Last Week’s Links

Last Week's Links

Rewriting My Mother’s Legacy of ‘Skinny Is Beautiful’

Lori S. Marks asks, “How do you learn to love your body when your mother hated her own? How do you gain a clear perception of yourself when your very thin mother studied herself in the hall mirror sideways several times a day?”

And perhaps even more important: “How do you value yourself outside of a number on the scale when your mother routinely weighed you, starting in early childhood, and that number dictated whether she was pleased with you? Or in my young mind, whether she loved me?”

Read how Marks has broken this pattern in raising her three daughters.

When Americans recall their roots, they open up to immigration

Four professors of political science and one of social science report on their research: “Our research suggests that reminding Americans of where they came from . . . creates empathy for immigrants, generating more favorable attitudes toward immigration.”

It seems so obvious. 

Mirrors Tell the Truth, but Not the Whole Story

“To take myself seriously as a writer, I had to embrace my age”

When she was younger, poet, novelist, short story writer, and essayist Stephanie Gangi thought of her writing as a hobby. Now she’s in her 60s and has embraced writing: “First novel at 60, forthcoming novel at 65, third in the works.” She now accepts that writing is no longer a hobby: “It is what I do and who I am.”

The result is that “In my work, my women think a lot about how to age gracefully even as they learn to recognize themselves in their new old faces.”

Casual relationships matter for older adults

Family relationships are important for everyone.
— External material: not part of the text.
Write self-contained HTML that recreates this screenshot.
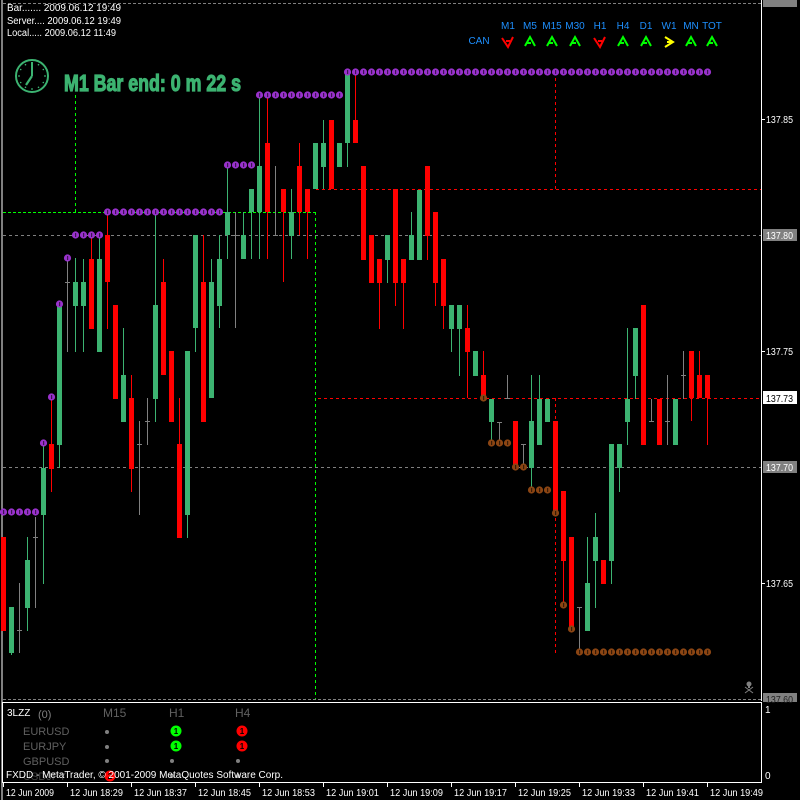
<!DOCTYPE html>
<html><head><meta charset="utf-8"><style>
html,body{margin:0;padding:0;background:#000;width:800px;height:800px;overflow:hidden}
svg{display:block}
text{font-family:"Liberation Sans",sans-serif}
</style></head><body>
<svg id="s" width="800" height="800" xmlns="http://www.w3.org/2000/svg">
<rect width="800" height="800" fill="#000"/>
<line x1="2" y1="0" x2="2" y2="800" stroke="#fff" stroke-width="1"/>
<line x1="3" y1="3.5" x2="761" y2="3.5" stroke="#808080" stroke-dasharray="3,2"/>
<line x1="3" y1="699.5" x2="761" y2="699.5" stroke="#808080" stroke-dasharray="3,2"/>
<line x1="761.5" y1="0" x2="761.5" y2="701" stroke="#fff"/>
<line x1="3" y1="235.5" x2="761" y2="235.5" stroke="#808080" stroke-dasharray="3,3"/>
<line x1="3" y1="467.5" x2="761" y2="467.5" stroke="#808080" stroke-dasharray="3,3"/>
<line x1="3" y1="212.5" x2="315" y2="212.5" stroke="#00ff00" stroke-dasharray="3,2"/>
<line x1="315.5" y1="212" x2="315.5" y2="699" stroke="#00ff00" stroke-dasharray="3,3"/>
<line x1="75.5" y1="95" x2="75.5" y2="212" stroke="#00ff00" stroke-dasharray="3,3"/>
<line x1="318" y1="398.5" x2="761" y2="398.5" stroke="#ff0000" stroke-dasharray="3,3"/>
<line x1="316" y1="189.5" x2="761" y2="189.5" stroke="#ff0000" stroke-dasharray="3,3"/>
<line x1="555.5" y1="72" x2="555.5" y2="189" stroke="#ff0000" stroke-dasharray="3,3"/>
<line x1="555.5" y1="398" x2="555.5" y2="653" stroke="#ff0000" stroke-dasharray="3,3"/>
<g id="c"></g>
<g fill="#fff" font-size="10">
<text x="7" y="11" textLength="114" lengthAdjust="spacingAndGlyphs">Bar....... 2009.06.12 19:49</text>
<text x="7" y="24" textLength="114" lengthAdjust="spacingAndGlyphs">Server.... 2009.06.12 19:49</text>
<text x="7" y="36" textLength="109" lengthAdjust="spacingAndGlyphs">Local..... 2009.06.12 11:49</text>
</g>
<g stroke="#3cb371" fill="none">
<circle cx="32" cy="76" r="16" stroke-width="2"/>
<line x1="32" y1="76" x2="32" y2="62" stroke-width="2"/>
<line x1="32" y1="76" x2="26" y2="85" stroke-width="2.2"/>
</g>
<g fill="#3cb371">
<circle cx="32" cy="63" r="0.9"/><circle cx="32" cy="89" r="0.9"/><circle cx="19" cy="76" r="0.9"/><circle cx="45" cy="76" r="0.9"/>
<circle cx="25.5" cy="64.7" r="0.8"/><circle cx="38.5" cy="64.7" r="0.8"/><circle cx="20.7" cy="69.5" r="0.8"/><circle cx="43.3" cy="69.5" r="0.8"/>
<circle cx="20.7" cy="82.5" r="0.8"/><circle cx="43.3" cy="82.5" r="0.8"/><circle cx="25.5" cy="87.3" r="0.8"/><circle cx="38.5" cy="87.3" r="0.8"/>
</g>
<text x="64" y="91" fill="#3cb371" stroke="#3cb371" stroke-width="1.2" font-size="23" font-weight="bold" textLength="177" lengthAdjust="spacingAndGlyphs">M1 Bar end: 0 m 22 s</text>
<g fill="#1e90ff" font-size="10" text-anchor="middle">
<text x="508" y="29">M1</text><text x="530" y="29">M5</text><text x="552" y="29">M15</text><text x="575" y="29">M30</text>
<text x="600" y="29">H1</text><text x="623" y="29">H4</text><text x="646" y="29">D1</text><text x="669" y="29">W1</text>
<text x="691" y="29">MN</text><text x="712" y="29">TOT</text>
<text x="479" y="44">CAN</text>
</g>
<g id="arr"></g>
<g font-size="10" fill="#fff">
<rect x="763" y="0" width="34" height="7" fill="#808080"/>
<line x1="762" y1="119.5" x2="765" y2="119.5" stroke="#fff"/><text x="766" y="123" textLength="27" lengthAdjust="spacingAndGlyphs">137.85</text>
<rect x="763" y="229" width="34" height="12" fill="#808080"/><text x="766" y="239" textLength="27" lengthAdjust="spacingAndGlyphs">137.80</text>
<line x1="762" y1="351.5" x2="765" y2="351.5" stroke="#fff"/><text x="766" y="355" textLength="27" lengthAdjust="spacingAndGlyphs">137.75</text>
<rect x="763" y="391" width="34" height="13" fill="#fff"/><text x="766" y="402" fill="#000" textLength="27" lengthAdjust="spacingAndGlyphs">137.73</text>
<rect x="763" y="461" width="34" height="12" fill="#808080"/><text x="766" y="471" textLength="27" lengthAdjust="spacingAndGlyphs">137.70</text>
<line x1="762" y1="583.5" x2="765" y2="583.5" stroke="#fff"/><text x="766" y="587" textLength="27" lengthAdjust="spacingAndGlyphs">137.65</text>
<rect x="763" y="693" width="34" height="9" fill="#808080"/><text x="766" y="703" fill="#202020" textLength="27" lengthAdjust="spacingAndGlyphs">137.60</text>
</g>
<g fill="#808080">
<circle cx="749" cy="684" r="2.5"/><rect x="748" y="686" width="2" height="2"/>
<line x1="745" y1="687" x2="753" y2="693" stroke="#808080"/><line x1="753" y1="687" x2="745" y2="693" stroke="#808080"/>
</g>
<rect x="2.5" y="702.5" width="759" height="80" fill="none" stroke="#fff"/>
<g font-size="10">
<text x="7" y="716" fill="#fff">3LZZ</text>
<text x="38" y="718" fill="#808080" font-size="11">(0)</text>
<text x="103" y="717" fill="#606060" font-size="12">M15</text>
<text x="169" y="717" fill="#606060" font-size="12">H1</text>
<text x="235" y="717" fill="#606060" font-size="12">H4</text>
<text x="23" y="735" fill="#606060" font-size="11">EURUSD</text>
<text x="23" y="750" fill="#606060" font-size="11">EURJPY</text>
<text x="23" y="765" fill="#606060" font-size="11">GBPUSD</text>
<text x="23" y="780" fill="#404040" font-size="11">USDJPY</text>
</g>
<g fill="#808080">
<circle cx="107" cy="732" r="2"/><circle cx="107" cy="747" r="2"/><circle cx="107" cy="761" r="2"/>
<circle cx="172" cy="761" r="2"/><circle cx="238" cy="761" r="2"/>
<circle cx="172" cy="776" r="2"/><circle cx="238" cy="776" r="2"/>
</g>
<g font-size="8" font-weight="bold" text-anchor="middle">
<circle cx="176" cy="731" r="5.5" fill="#00ff00"/><text x="176" y="734" fill="#000">1</text>
<circle cx="176" cy="746" r="5.5" fill="#00ff00"/><text x="176" y="749" fill="#000">1</text>
<circle cx="242" cy="731" r="5.5" fill="#ff0000"/><text x="242" y="734" fill="#000">1</text>
<circle cx="242" cy="746" r="5.5" fill="#ff0000"/><text x="242" y="749" fill="#000">1</text>
<circle cx="110" cy="776" r="5.5" fill="#ff0000"/><text x="110" y="779" fill="#000">2</text>
</g>
<text x="6" y="778" fill="#fff" font-size="10" textLength="277" lengthAdjust="spacingAndGlyphs">FXDD - MetaTrader, © 2001-2009 MetaQuotes Software Corp.</text>
<text x="765" y="713" fill="#fff" font-size="10">1</text>
<text x="765" y="779" fill="#fff" font-size="10">0</text>
<g id="t" fill="#fff" font-size="10.5"></g>
</svg>
<script>
var D=[[-1,'r',537,631],[0,'g',607,653,607,655],[1,'d',630,630,583,653],[2,'g',560,608,537,631],[3,'d',537,537,517,608],[4,'g',468,515,445,584],[5,'r',444,469,398,492],[6,'g',304,445,304,468],[7,'d',282,282,258,352],[8,'g',282,306,258,352],[9,'g',282,306,259,352],[10,'r',259,329,235,329],[11,'g',259,352,235,352],[12,'r',235,282,212,329],[13,'r',305,399],[14,'g',375,422,328,422],[15,'r',398,469,375,492],[16,'d',444,444,421,515],[17,'d',421,421,398,445],[18,'g',305,399,212,422],[19,'r',282,375,259,375],[20,'r',351,422],[21,'r',444,538,398,538],[22,'g',351,515,351,538],[23,'g',235,328,235,352],[24,'r',282,422,235,422],[25,'g',282,398,259,398],[26,'g',259,306,235,328],[27,'g',212,235,165,259],[28,'d',235,235,212,328],[29,'g',235,259,212,259],[30,'g',189,212,189,259],[31,'g',166,212,95,259],[32,'r',143,212,95,259],[33,'d',235,235,166,235],[34,'r',189,212,189,282],[35,'g',212,236,189,259],[36,'r',166,212,143,235],[37,'r',189,212,189,259],[38,'g',143,189],[39,'g',143,167,120,189],[40,'r',120,189],[41,'g',143,167],[42,'g',73,143,73,167],[43,'r',120,143,73,143],[44,'r',166,260],[45,'r',235,283],[46,'r',259,283,259,329],[47,'g',235,260,235,283],[48,'r',189,283,189,306],[49,'r',259,283,259,329],[50,'g',235,260,212,260],[51,'g',190,260],[52,'r',166,236,166,260],[53,'r',212,283,212,306],[54,'r',259,306,259,329],[55,'g',305,329,305,352],[56,'g',305,329,305,376],[57,'r',328,352,305,398],[58,'g',351,376],[59,'r',375,398,351,398],[60,'g',399,422,399,443],[61,'d',422,422,422,443],[62,'d',398,398,375,398],[63,'r',421,467],[64,'d',444,444,444,467],[65,'g',421,468,375,490],[66,'g',399,445,375,445],[67,'g',399,422],[68,'r',421,513],[69,'r',491,561,491,605],[70,'r',537,630],[71,'d',607,607,607,652],[72,'g',583,631,537,631],[73,'g',537,561,513,608],[74,'r',560,584],[75,'g',444,561,444,584],[76,'g',444,468,444,492],[77,'g',399,422,328,445],[78,'g',328,376,328,399],[79,'r',305,445],[80,'d',421,421,399,421],[81,'r',399,445],[82,'d',421,421,375,445],[83,'g',399,445],[84,'d',375,375,351,399],[85,'r',351,398,351,421],[86,'r',375,398,351,398],[87,'r',375,398,375,445]];
var C={g:'#3cb371',r:'#ff0000',d:'#808080'};var h='';
D.forEach(function(a){var x=11+8*a[0],col=C[a[1]],wt=a[4]||a[2],wb=a[5]||a[3];
if(wt<a[2]||wb>a[3])h+='<rect x="'+x+'" y="'+wt+'" width="1" height="'+(wb-wt)+'" fill="'+col+'"/>';
if(a[1]=='d')h+='<rect x="'+(x-2)+'" y="'+a[2]+'" width="5" height="1" fill="'+col+'"/>';
else h+='<rect x="'+(x-2)+'" y="'+a[2]+'" width="5" height="'+Math.max(1,a[3]-a[2])+'" fill="'+col+'"/>';});
function dot(x,y,c){h+='<circle cx="'+x+'" cy="'+y+'" r="3.6" fill="'+c+'"/><rect x="'+(x-0.5)+'" y="'+(y-2)+'" width="1.2" height="4" fill="#000" opacity="0.6"/>';}
var P='#9932cc',B='#8b4513';
for(var k=-1;k<=3;k++)dot(11.5+8*k,512,P);
dot(43.5,443,P);dot(51.5,397,P);dot(59.5,304,P);dot(67.5,258,P);
for(k=8;k<=11;k++)dot(11.5+8*k,235,P);
for(k=12;k<=26;k++)dot(11.5+8*k,212,P);
for(k=27;k<=30;k++)dot(11.5+8*k,165,P);
for(k=31;k<=41;k++)dot(11.5+8*k,95,P);
for(k=42;k<=87;k++)dot(11.5+8*k,72,P);
dot(483.5,398,B);dot(491.5,443,B);dot(499.5,443,B);dot(507.5,443,B);dot(515.5,467,B);dot(523.5,467,B);
dot(531.5,490,B);dot(539.5,490,B);dot(547.5,490,B);dot(555.5,513,B);dot(563.5,605,B);dot(571.5,629,B);
for(k=71;k<=87;k++)dot(11.5+8*k,652,B);
document.getElementById('c').innerHTML=h;
var ax=[508,530,552,575,600,623,646,669,691,712],at=['d','u','u','u','d','u','u','s','u','u'],a='';
ax.forEach(function(x,i){var t=at[i];
if(t=='u')a+='<path d="M'+(x-5)+' 46 L'+x+' 37 L'+(x+5)+' 46 M'+(x-3)+' 43 L'+(x+1)+' 43" stroke="#00ff00" stroke-width="2" fill="none"/>';
else if(t=='d')a+='<path d="M'+(x-6)+' 38 L'+x+' 47 L'+(x+5)+' 37 M'+(x-2)+' 41 L'+(x+2)+' 41" stroke="#ff0000" stroke-width="2" fill="none"/>';
else a+='<path d="M'+(x-4)+' 37 L'+(x+4)+' 42 L'+(x-4)+' 47 M'+(x-2)+' 42 L'+(x+2)+' 42" stroke="#ffff00" stroke-width="2" fill="none"/>';});
document.getElementById('arr').innerHTML=a;
var L=['12 Jun 2009','12 Jun 18:29','12 Jun 18:37','12 Jun 18:45','12 Jun 18:53','12 Jun 19:01','12 Jun 19:09','12 Jun 19:17','12 Jun 19:25','12 Jun 19:33','12 Jun 19:41','12 Jun 19:49'],t='';
L.forEach(function(s,i){var x=3+64*i;t+='<rect x="'+x+'" y="783" width="1" height="4" fill="#fff"/><text x="'+(x+3)+'" y="796" textLength="'+(i==0?48:53)+'" lengthAdjust="spacingAndGlyphs">'+s+'</text>';});
document.getElementById('t').innerHTML=t;
</script>
</body></html>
But casual relationships are also important.

These relationships with people we hardly know or know only superficially are called “weak ties” — a broad and amorphous group that can include your neighbors, your pharmacist, members of your book group or fellow volunteers at a nearby school.

This CNN article reports that “Multiple studies have found that older adults with a broad array of “weak” as well as “close” ties enjoy better physical and psychological well-being and live longer than people with narrower, less diverse social networks.”
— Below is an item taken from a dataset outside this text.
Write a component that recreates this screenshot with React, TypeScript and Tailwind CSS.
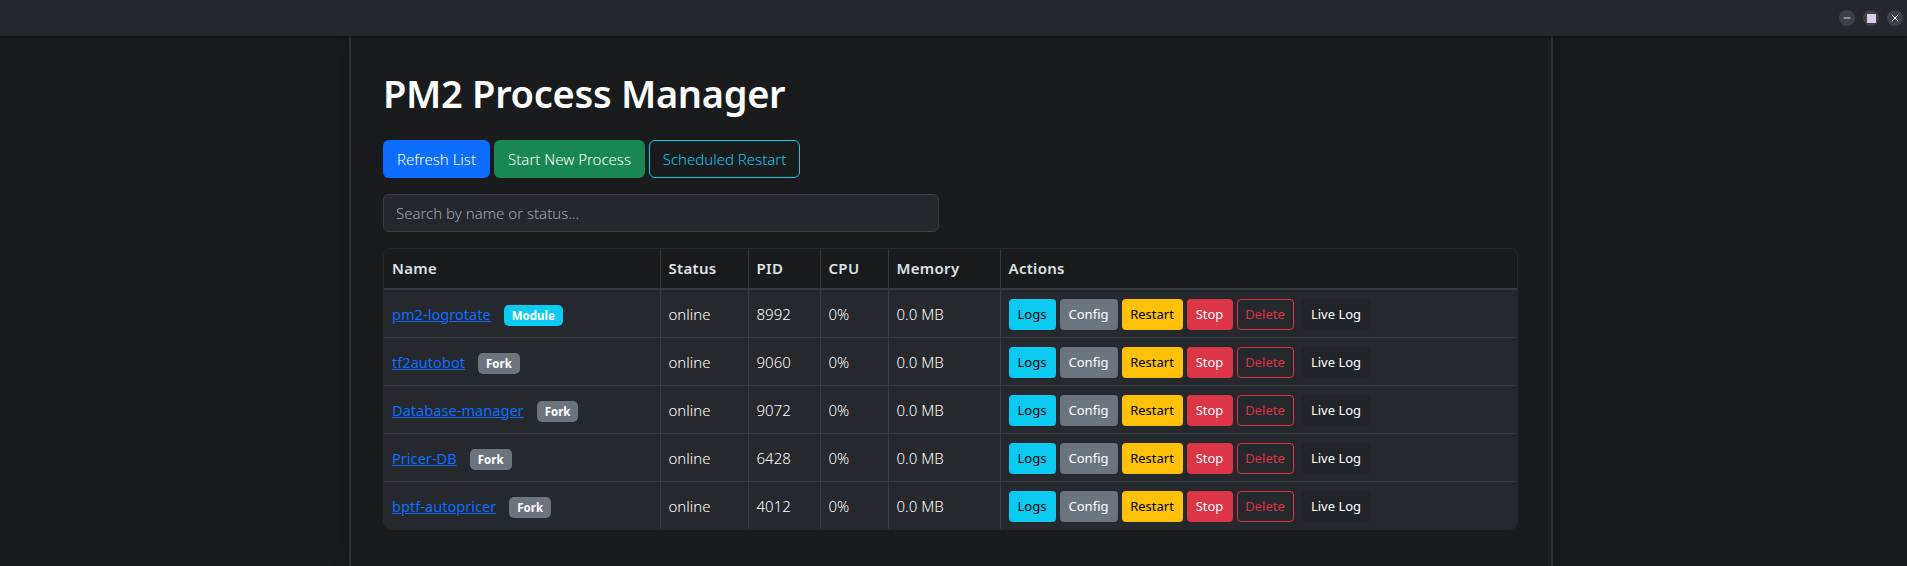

Why Older Women Are Opting for Longer Hair

“The shift signifies something larger than just a beauty trend.”

The pandemic kept us from visiting the hair salon. The result was that a lot of women, including us older ones, ended up with hair a lot longer than it had been in many years. Ann Zimmerman reports that many women who rediscovered the long hair of their youth and young adulthood “liked what they saw, [and] they decided to keep it that way.” 

Zimmerman writes, “the pandemic and a burgeoning new take on what aging means to a generation of women who have been pioneers in everything they have done has given them license to experiment.” Although she focuses on hair length here, I’ve talked with many women (I live in a retirement community) who stopped coloring their hair during the pandemic and have decided to continue to wear their gray hair proudly.